A 2021 amendment of the bill also seeks to issue Huduma Namba to newborns for tax reasons. The revision states that Huduma Namba will be assigned at birth, or upon enrolment. Parents should know that this registration exercise should be done within 90 days of birth, and it is compulsory. Late registrations will be met with a payment of a late registration penalty.
As seen, there are many issues surrounding the bill, some of which have been questioned by stakeholders and other interested parties.
For instance, ARTICLE 19 Eastern Africa alongside Civil Society Organizations, have submitted a joint memorandum to Parliament that will ensure the Huduma Bill promotes the full realization of access to legal identity, the right to privacy and data protection.
Furthermore, ARTICLE 19 has brought up some interesting recommendations. Specifically, it says the government must be tasked to invest in building user trust and confidence in digital ID. This should be done by engaging the public.

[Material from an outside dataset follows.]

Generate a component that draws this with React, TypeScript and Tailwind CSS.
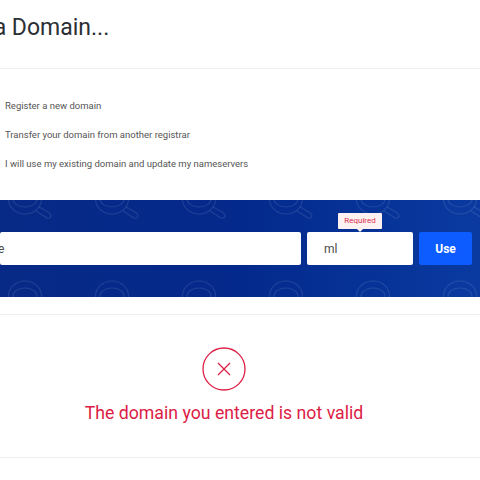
const OPTIONS = [
  'Register a new domain',
  'Transfer your domain from another registrar',
  'I will use my existing domain and update my nameservers',
]

function Pattern() {
  return (
    <svg className="absolute inset-0 h-full w-full" xmlns="http://www.w3.org/2000/svg">
      <defs>
        <pattern id="lens" x="0" y="-1" width="87" height="97" patternUnits="userSpaceOnUse">
          <g fill="none" stroke="#ffffff" strokeOpacity="0.1" strokeWidth="1.1">
            <ellipse cx="25" cy="97" rx="16.5" ry="15" />
            <ellipse cx="25" cy="97" rx="12" ry="8" />
            <ellipse cx="25" cy="0" rx="16.5" ry="15" />
            <ellipse cx="25" cy="0" rx="12" ry="8" />
            <path d="M36 12 L47 19 Q50 20 51 17 Q51 15 48 13 L39 8" />
          </g>
        </pattern>
      </defs>
      <rect width="100%" height="100%" fill="url(#lens)" />
    </svg>
  )
}

export default function App() {
  return (
    <div className="h-[480px] w-[480px] overflow-hidden bg-white font-['Roboto',sans-serif]">
      <div className="flex h-[69px] items-start border-b border-[#eeeeee]">
        <h1 className="ml-[-90px] mt-[13px] whitespace-nowrap text-[23px] leading-[30px] font-normal text-[#2b2f33]">
          Choose a Domain...
        </h1>
      </div>

      <div className="flex h-[131px] flex-col gap-[11px] pt-[28px] pl-[5px]">
        {OPTIONS.map(option => (
          <div key={option} className="h-[18px] whitespace-nowrap text-[9.5px] leading-[18px] text-[#555555]">
            {option}
          </div>
        ))}
      </div>

      <div className="relative flex h-[97px] items-center gap-[6px] overflow-hidden bg-gradient-to-r from-[#072a86] via-[#04298c] to-[#0a3aa0] pr-[8px]">
        <Pattern />
        <div className="relative flex h-[33px] w-[301px] items-center rounded-[2px] bg-white text-[12px] text-[#4a4a4a]">
          <span className="ml-[-2px]">e</span>
        </div>
        <div className="relative flex h-[33px] w-[106px] items-center rounded-[2px] bg-white pl-[17px] text-[12px] text-[#4a4a4a]">
          ml
          <div className="absolute left-[31px] top-[-19px] flex h-[16px] w-[44px] items-center justify-center rounded-[1px] bg-[#fdf1f2] text-[8px] text-[#d9304f]">
            Required
            <span className="absolute bottom-[-3px] left-1/2 ml-[-3px] h-0 w-0 border-x-[3px] border-t-[3px] border-x-transparent border-t-[#fdf1f2]" />
          </div>
        </div>
        <button className="relative h-[33px] w-[53px] rounded-[2px] bg-[#0d5cff] text-[12px] font-bold text-white">
          Use
        </button>
      </div>

      <div className="mt-[17px] flex h-[144px] flex-col items-center border-y border-[#eeeeee] pt-[32px] pr-[32px]">
        <svg width="44" height="44" viewBox="0 0 44 44" fill="none" stroke="#dc2045" strokeWidth="1.3">
          <circle cx="22" cy="22" r="21" />
          <path d="M16 16 L28 28 M28 16 L16 28" />
        </svg>
        <div className="mt-[10px] whitespace-nowrap text-[17.7px] leading-[24px] text-[#dc2045]">
          The domain you entered is not valid
        </div>
      </div>
    </div>
  )
}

The government should also ensure a fully inclusive identification system, which means that locals can access documents such as birth certificates and ordinary IDs before transitioning to the Huduma Namba system.
Public Hearing of the Bill
There will be a public hearing of the Huduma Bill on Wednesday February 23, 2022, from 9 AM to 5 PM in the mini-chamber 1st Floor, County Hall, Parliament Buildings.
‘Members of the public wishing to participate in the public hearing are required to prepare detailed written submissions, which they will hand over to the Committee in addition to the oral submission made,’ reads an invitation to the public hearing.